Dad called me with the results of his afternoon blood tests -- he only talked to a nurse, not the cardiologist, but the nurse says that it's a reasonable bet that he did, in fact, have a heart attack. That would be #5, according to him.

I think with 5, your next one is free.

So they're keeping him tonight, understandably, and going to do another angiogram tomorrow morning to see whatinHELL is going on. His biggest concern was whether or not he'd be allowed to have dinner tonight, because he needs to fast for 12 hours before the procedure. So I'd say he's doing as well as he can.

*I'm* stressed, and am googling the location of the nearest state liquor store (no, seriously) so that I can have a nice soothing glass of bourbon after work.


Polter-Cow - Oct 09, 2007 8:37:55 am PDT #9090 of 10001
What else besides ramen can you scoop? YOU CAN SCOOP THIS WORLD FROM DARKNESS!

God, what does it say about me that apostrophe abuse might be a dealbreaker?

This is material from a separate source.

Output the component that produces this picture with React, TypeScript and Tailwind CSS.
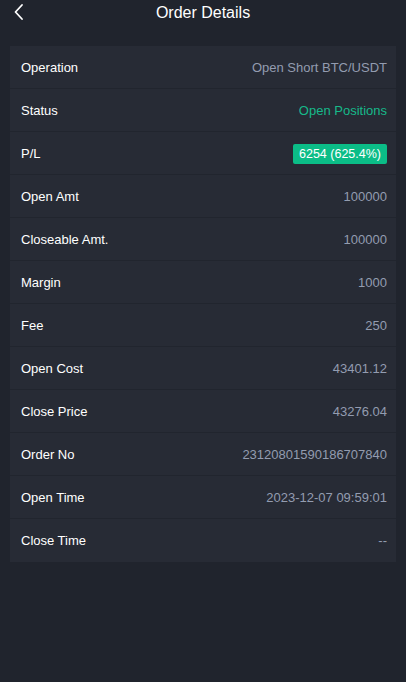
import React from "react";

type Row = { label: string; value: string; kind?: "green" | "badge" };

const rows: Row[] = [
  { label: "Operation", value: "Open Short BTC/USDT" },
  { label: "Status", value: "Open Positions", kind: "green" },
  { label: "P/L", value: "6254 (625.4%)", kind: "badge" },
  { label: "Open Amt", value: "100000" },
  { label: "Closeable Amt.", value: "100000" },
  { label: "Margin", value: "1000" },
  { label: "Fee", value: "250" },
  { label: "Open Cost", value: "43401.12" },
  { label: "Close Price", value: "43276.04" },
  { label: "Order No", value: "23120801590186707840" },
  { label: "Open Time", value: "2023-12-07 09:59:01" },
  { label: "Close Time", value: "--" },
];

export default function App() {
  return (
    <div
      className="min-h-[682px] bg-[#20242d] text-white"
      style={{ fontFamily: '"Liberation Sans", Arial, sans-serif' }}
    >
      {/* Header */}
      <div className="relative flex h-[26px] items-center justify-center">
        <button className="absolute left-[12px] top-[3px] text-white">
          <svg width="14" height="18" viewBox="0 0 14 18" fill="none">
            <path d="M10 2 L3.5 9 L10 16" stroke="currentColor" strokeWidth="1.8" strokeLinecap="round" strokeLinejoin="round" />
          </svg>
        </button>
        <h1 className="text-[16px] leading-none">Order Details</h1>
      </div>

      <div className="px-[10px] pt-[20px]">
        <div className="bg-[#272b35]">
          {rows.map((r, i) => (
            <div
              key={r.label}
              className={`flex h-[43px] items-center justify-between pl-[11px] pr-[9px] pt-[1px] ${
                i < rows.length - 1 ? "border-b border-[#21252e]" : ""
              }`}
            >
              <span className="text-[13px] text-white">{r.label}</span>
              {r.kind === "badge" ? (
                <span className="rounded-[2px] bg-[#0bbd87] px-[6px] py-[3px] text-[12.5px] leading-[14px] text-white">
                  {r.value}
                </span>
              ) : (
                <span className={`text-[13px] ${r.kind === "green" ? "text-[#16b98a]" : "text-[#939cb0]"}`}>
                  {r.value}
                </span>
              )}
            </div>
          ))}
        </div>
      </div>
    </div>
  );
}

Kelly Kapoor used "u" for "you" in her e-mail, and I wanted to run away for that.

And I do have one friend who has terrible fanboy tendencies, can't spell, and abuses emoticons dreadfully -- none of which is relevant to the fact that he is big-hearted and fiercely loyal and ethical and a great comic actor and really just kind of a real-life Xander without the demon girlfriend and commitment issues.

But there's this. I shouldn't be so judgmental, right? Even though #5 also lists Three's A Company as a favorite show and "Cold Play" as a favorite band?

That would be #5, according to him.

This is truly a #5 kind of day. I'm sorry.


vw bug - Oct 09, 2007 8:38:38 am PDT #9091 of 10001
Mostly lurking...

Oh, Steph. Ugh. And hugs--virtual ones.


Ginger - Oct 09, 2007 8:43:30 am PDT #9092 of 10001
"It didn't taste good. It tasted soooo horrible. It tasted like....a vodka martini." - Matilda

Even though #5 also lists Three's A Company as a favorite show and "Cold Play" as a favorite band?

That may be a deal killer.


Polter-Cow - Oct 09, 2007 8:44:18 am PDT #9093 of 10001
What else besides ramen can you scoop? YOU CAN SCOOP THIS WORLD FROM DARKNESS!

Note: I actually do like Coldplay.

Just not Cold Play, who do not exist.


Vortex - Oct 09, 2007 8:44:49 am PDT #9094 of 10001
"Cry havoc and let slip the boobs of war!" -- Miracleman

...God, what does it say about me that apostrophe abuse might be a dealbreaker?

That you're a Buffista?

or you're sitting next to me on a bench holding a red pen? Not really, my marking pen is purple, it's less pejorative that way, I think.